Your task is to copy the listing exactly, with the pictures left out.

◇ ◇ ◇

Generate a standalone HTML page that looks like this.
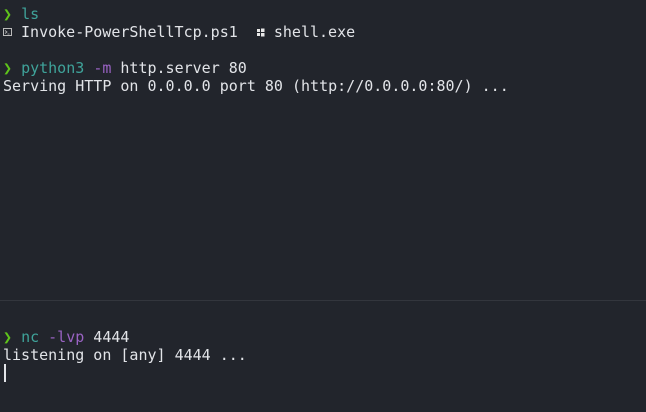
<!DOCTYPE html>
<html><head><style>
html,body{margin:0;padding:0;background:#22252c;width:646px;height:412px;overflow:hidden}
.t{position:absolute;left:3px;font-family:"DejaVu Sans Mono","Liberation Mono",monospace;font-size:15px;line-height:18px;color:#e2e4e8;white-space:pre}
.g{color:#5fc41b;font-weight:bold}
.c{color:#3fa39a}
.p{color:#9a63c4}
.sep{position:absolute;left:0;top:300px;width:646px;height:1px;background:#33363d}
.cur{position:absolute;left:4px;top:364px;width:2px;height:18px;background:#e2e4e8}
.ic{display:inline-block;width:9px;height:18px;vertical-align:top;position:relative}
</style></head><body>
<div class="t" style="top:5px"><span class="g">❯</span> <span class="c">ls</span>
<span class="ic"><svg width="9" height="18" style="position:absolute;left:0;top:0"><rect x="0.5" y="5.5" width="8" height="7" fill="none" stroke="#bbb"/><path d="M2 7.5l2 1.5-2 1.5M4.5 11h2" stroke="#bbb" fill="none" stroke-width="0.8"/></svg></span> Invoke-PowerShellTcp.ps1  <span class="ic"><svg width="9" height="18" style="position:absolute;left:0;top:0"><path d="M1 6h3v3H1zM5 5.5h3.5v3.5H5zM1 10h3v3H1zM5 10h3.5v3.5H5z" fill="#e8e8e8"/></svg></span> shell.exe

<span class="g">❯</span> <span class="c">python3</span> <span class="p">-m</span> http.server 80
Serving HTTP on 0.0.0.0 port 80 (http://0.0.0.0:80/) ...</div>
<div class="sep"></div>
<div class="t" style="top:328px"><span class="g">❯</span> <span class="c">nc</span> <span class="p">-lvp</span> 4444
listening on [any] 4444 ...</div>
<div class="cur"></div>
</body></html>
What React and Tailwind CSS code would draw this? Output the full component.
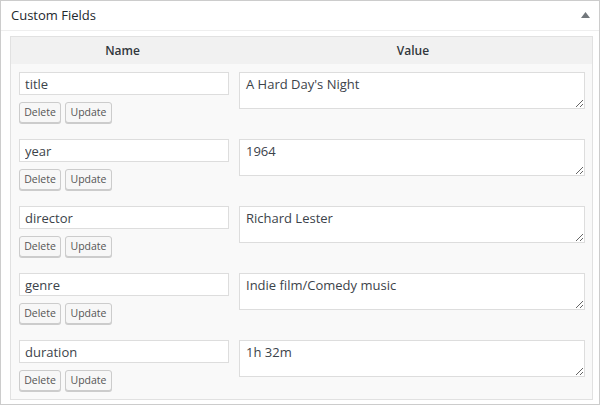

◇ ◇ ◇

*Response for this exercise*:
Generate a standalone HTML page that looks like this.
<!DOCTYPE html>
<html><head><style>
html,body{margin:0;padding:0;background:#22252c;width:646px;height:412px;overflow:hidden}
.t{position:absolute;left:3px;font-family:"DejaVu Sans Mono","Liberation Mono",monospace;font-size:15px;line-height:18px;color:#e2e4e8;white-space:pre}
.g{color:#5fc41b;font-weight:bold}
.c{color:#3fa39a}
.p{color:#9a63c4}
.sep{position:absolute;left:0;top:300px;width:646px;height:1px;background:#33363d}
.cur{position:absolute;left:4px;top:364px;width:2px;height:18px;background:#e2e4e8}
.ic{display:inline-block;width:9px;height:18px;vertical-align:top;position:relative}
</style></head><body>
<div class="t" style="top:5px"><span class="g">❯</span> <span class="c">ls</span>
<span class="ic"><svg width="9" height="18" style="position:absolute;left:0;top:0"><rect x="0.5" y="5.5" width="8" height="7" fill="none" stroke="#bbb"/><path d="M2 7.5l2 1.5-2 1.5M4.5 11h2" stroke="#bbb" fill="none" stroke-width="0.8"/></svg></span> Invoke-PowerShellTcp.ps1  <span class="ic"><svg width="9" height="18" style="position:absolute;left:0;top:0"><path d="M1 6h3v3H1zM5 5.5h3.5v3.5H5zM1 10h3v3H1zM5 10h3.5v3.5H5z" fill="#e8e8e8"/></svg></span> shell.exe

<span class="g">❯</span> <span class="c">python3</span> <span class="p">-m</span> http.server 80
Serving HTTP on 0.0.0.0 port 80 (http://0.0.0.0:80/) ...</div>
<div class="sep"></div>
<div class="t" style="top:328px"><span class="g">❯</span> <span class="c">nc</span> <span class="p">-lvp</span> 4444
listening on [any] 4444 ...</div>
<div class="cur"></div>
</body></html>
What React and Tailwind CSS code would draw this? Output the full component.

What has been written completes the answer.